Write every line out verbatim and omit the pictures.

====== DATA SHOWN

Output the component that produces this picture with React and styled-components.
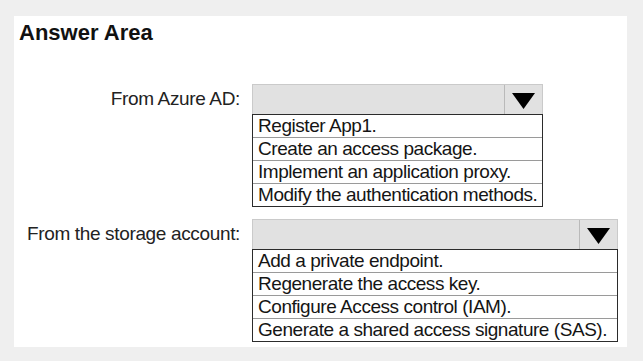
import React from "react";
import styled, { createGlobalStyle } from "styled-components";

const Global = createGlobalStyle`
  html, body { margin: 0; padding: 0; background: #efefef; }
  body { font-family: "Liberation Sans", Arial, sans-serif; color: #1a1a1a; }
`;

const Page = styled.div`
  width: 643px;
  height: 361px;
  box-sizing: border-box;
  padding: 16px 16px 14px 14px;
`;

const Panel = styled.div`
  background: #fff;
  height: 100%;
  box-sizing: border-box;
  padding: 6px 0 0 0;
`;

const Title = styled.h1`
  margin: 0 0 0 5px;
  font-size: 22px;
  line-height: 22px;
  font-weight: bold;
  color: #111;
`;

const Form = styled.div`
  margin-top: 40px;
  display: grid;
  grid-template-columns: 226px auto;
  column-gap: 12px;
  row-gap: 12px;
  align-items: start;
`;

const Label = styled.div`
  height: 30px;
  display: flex;
  align-items: center;
  justify-content: flex-end;
  font-size: 19px;
  letter-spacing: -0.35px;
  color: #222;
  white-space: nowrap;
`;

const Select = styled.div`
  width: ${(p) => p.$width}px;
`;

const Box = styled.div`
  height: 30px;
  box-sizing: border-box;
  display: flex;
  background: #e1e1e1;
  border: 1px solid #cacaca;
  border-bottom: none;
`;

const Field = styled.div`
  flex: 1;
`;

const Arrow = styled.div`
  width: 38px;
  border-left: 1px solid #b9b9b9;
  display: flex;
  align-items: center;
  justify-content: center;
  padding-top: 2px;
  box-sizing: border-box;
`;

const List = styled.ul`
  margin: 0;
  padding: 0;
  list-style: none;
  border: 1px solid #2b2b2b;
`;

const Item = styled.li`
  height: 22px;
  line-height: 22px;
  padding-left: 5px;
  font-size: 19px;
  letter-spacing: -0.45px;
  color: #151515;
  white-space: nowrap;
  & + & { border-top: 1px solid #9a9a9a; }
`;

const Triangle = () => (
  <svg width="23" height="16" viewBox="0 0 23 16">
    <polygon points="0,0 23,0 11.5,16" fill="#000" />
  </svg>
);

const questions = [
  {
    label: "From Azure AD:",
    width: 291,
    options: [
      "Register App1.",
      "Create an access package.",
      "Implement an application proxy.",
      "Modify the authentication methods.",
    ],
  },
  {
    label: "From the storage account:",
    width: 366,
    options: [
      "Add a private endpoint.",
      "Regenerate the access key.",
      "Configure Access control (IAM).",
      "Generate a shared access signature (SAS).",
    ],
  },
];

export default function App() {
  return (
    <>
      <Global />
      <Page>
        <Panel>
          <Title>Answer Area</Title>
          <Form>
            {questions.map((q) => (
              <React.Fragment key={q.label}>
                <Label>{q.label}</Label>
                <Select $width={q.width}>
                  <Box>
                    <Field />
                    <Arrow>
                      <Triangle />
                    </Arrow>
                  </Box>
                  <List>
                    {q.options.map((o) => (
                      <Item key={o}>{o}</Item>
                    ))}
                  </List>
                </Select>
              </React.Fragment>
            ))}
          </Form>
        </Panel>
      </Page>
    </>
  );
}
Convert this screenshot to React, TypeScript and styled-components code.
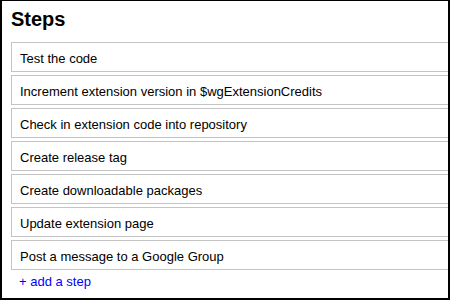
import * as React from "react";
import styled, { createGlobalStyle } from "styled-components";

const GlobalStyle = createGlobalStyle`
	html, body {
		margin: 0;
		padding: 0;
		background: #fff;
	}
`

const Frame = styled.div`
	box-sizing: border-box;
	width: 450px;
	height: 300px;
	overflow: hidden;
	border: 2px solid #000;
	border-top-width: 1px;
	padding: 7px 0 0 9px;
	font-family: "Liberation Sans", Arial, sans-serif;
	color: #000;
`

const Title = styled.h2`
	margin: 0 0 11px 0;
	font-size: 20px;
	line-height: 23px;
	font-weight: bold;
`

const StepList = styled.ol`
	list-style: none;
	margin: 0 -20px 0 0;
	padding: 0;
	display: flex;
	flex-direction: column;
	gap: 3px;
`

const Step = styled.li`
	box-sizing: border-box;
	height: 30px;
	border: 1px solid #c4c4c4;
	padding: 8px 8px 4px 8px;
	font-size: 13px;
	line-height: 16px;
	white-space: nowrap;
`

const AddLink = styled.a`
	display: inline-block;
	margin: 4px 0 0 8px;
	font-size: 13px;
	line-height: 16px;
	color: #0000ff;
	text-decoration: none;
	cursor: pointer;
`

const steps = [
	"Test the code",
	"Increment extension version in $wgExtensionCredits",
	"Check in extension code into repository",
	"Create release tag",
	"Create downloadable packages",
	"Update extension page",
	"Post a message to a Google Group",
];

export default function App() {
	return (
		<>
			<GlobalStyle />
			<Frame>
				<Title>Steps</Title>
				<StepList>
					{steps.map((s) => (
						<Step key={s}>{s}</Step>
					))}
				</StepList>
				<AddLink>+ add a step</AddLink>
			</Frame>
		</>
	)
}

============

**THE COMPLETED TASK:**
Output the component that produces this picture with React and styled-components.
import React from "react";
import styled, { createGlobalStyle } from "styled-components";

const Global = createGlobalStyle`
  html, body { margin: 0; padding: 0; background: #efefef; }
  body { font-family: "Liberation Sans", Arial, sans-serif; color: #1a1a1a; }
`;

const Page = styled.div`
  width: 643px;
  height: 361px;
  box-sizing: border-box;
  padding: 16px 16px 14px 14px;
`;

const Panel = styled.div`
  background: #fff;
  height: 100%;
  box-sizing: border-box;
  padding: 6px 0 0 0;
`;

const Title = styled.h1`
  margin: 0 0 0 5px;
  font-size: 22px;
  line-height: 22px;
  font-weight: bold;
  color: #111;
`;

const Form = styled.div`
  margin-top: 40px;
  display: grid;
  grid-template-columns: 226px auto;
  column-gap: 12px;
  row-gap: 12px;
  align-items: start;
`;

const Label = styled.div`
  height: 30px;
  display: flex;
  align-items: center;
  justify-content: flex-end;
  font-size: 19px;
  letter-spacing: -0.35px;
  color: #222;
  white-space: nowrap;
`;

const Select = styled.div`
  width: ${(p) => p.$width}px;
`;

const Box = styled.div`
  height: 30px;
  box-sizing: border-box;
  display: flex;
  background: #e1e1e1;
  border: 1px solid #cacaca;
  border-bottom: none;
`;

const Field = styled.div`
  flex: 1;
`;

const Arrow = styled.div`
  width: 38px;
  border-left: 1px solid #b9b9b9;
  display: flex;
  align-items: center;
  justify-content: center;
  padding-top: 2px;
  box-sizing: border-box;
`;

const List = styled.ul`
  margin: 0;
  padding: 0;
  list-style: none;
  border: 1px solid #2b2b2b;
`;

const Item = styled.li`
  height: 22px;
  line-height: 22px;
  padding-left: 5px;
  font-size: 19px;
  letter-spacing: -0.45px;
  color: #151515;
  white-space: nowrap;
  & + & { border-top: 1px solid #9a9a9a; }
`;

const Triangle = () => (
  <svg width="23" height="16" viewBox="0 0 23 16">
    <polygon points="0,0 23,0 11.5,16" fill="#000" />
  </svg>
);

const questions = [
  {
    label: "From Azure AD:",
    width: 291,
    options: [
      "Register App1.",
      "Create an access package.",
      "Implement an application proxy.",
      "Modify the authentication methods.",
    ],
  },
  {
    label: "From the storage account:",
    width: 366,
    options: [
      "Add a private endpoint.",
      "Regenerate the access key.",
      "Configure Access control (IAM).",
      "Generate a shared access signature (SAS).",
    ],
  },
];

export default function App() {
  return (
    <>
      <Global />
      <Page>
        <Panel>
          <Title>Answer Area</Title>
          <Form>
            {questions.map((q) => (
              <React.Fragment key={q.label}>
                <Label>{q.label}</Label>
                <Select $width={q.width}>
                  <Box>
                    <Field />
                    <Arrow>
                      <Triangle />
                    </Arrow>
                  </Box>
                  <List>
                    {q.options.map((o) => (
                      <Item key={o}>{o}</Item>
                    ))}
                  </List>
                </Select>
              </React.Fragment>
            ))}
          </Form>
        </Panel>
      </Page>
    </>
  );
}
Convert this screenshot to React, TypeScript and styled-components code.
import * as React from "react";
import styled, { createGlobalStyle } from "styled-components";

const GlobalStyle = createGlobalStyle`
	html, body {
		margin: 0;
		padding: 0;
		background: #fff;
	}
`

const Frame = styled.div`
	box-sizing: border-box;
	width: 450px;
	height: 300px;
	overflow: hidden;
	border: 2px solid #000;
	border-top-width: 1px;
	padding: 7px 0 0 9px;
	font-family: "Liberation Sans", Arial, sans-serif;
	color: #000;
`

const Title = styled.h2`
	margin: 0 0 11px 0;
	font-size: 20px;
	line-height: 23px;
	font-weight: bold;
`

const StepList = styled.ol`
	list-style: none;
	margin: 0 -20px 0 0;
	padding: 0;
	display: flex;
	flex-direction: column;
	gap: 3px;
`

const Step = styled.li`
	box-sizing: border-box;
	height: 30px;
	border: 1px solid #c4c4c4;
	padding: 8px 8px 4px 8px;
	font-size: 13px;
	line-height: 16px;
	white-space: nowrap;
`

const AddLink = styled.a`
	display: inline-block;
	margin: 4px 0 0 8px;
	font-size: 13px;
	line-height: 16px;
	color: #0000ff;
	text-decoration: none;
	cursor: pointer;
`

const steps = [
	"Test the code",
	"Increment extension version in $wgExtensionCredits",
	"Check in extension code into repository",
	"Create release tag",
	"Create downloadable packages",
	"Update extension page",
	"Post a message to a Google Group",
];

export default function App() {
	return (
		<>
			<GlobalStyle />
			<Frame>
				<Title>Steps</Title>
				<StepList>
					{steps.map((s) => (
						<Step key={s}>{s}</Step>
					))}
				</StepList>
				<AddLink>+ add a step</AddLink>
			</Frame>
		</>
	)
}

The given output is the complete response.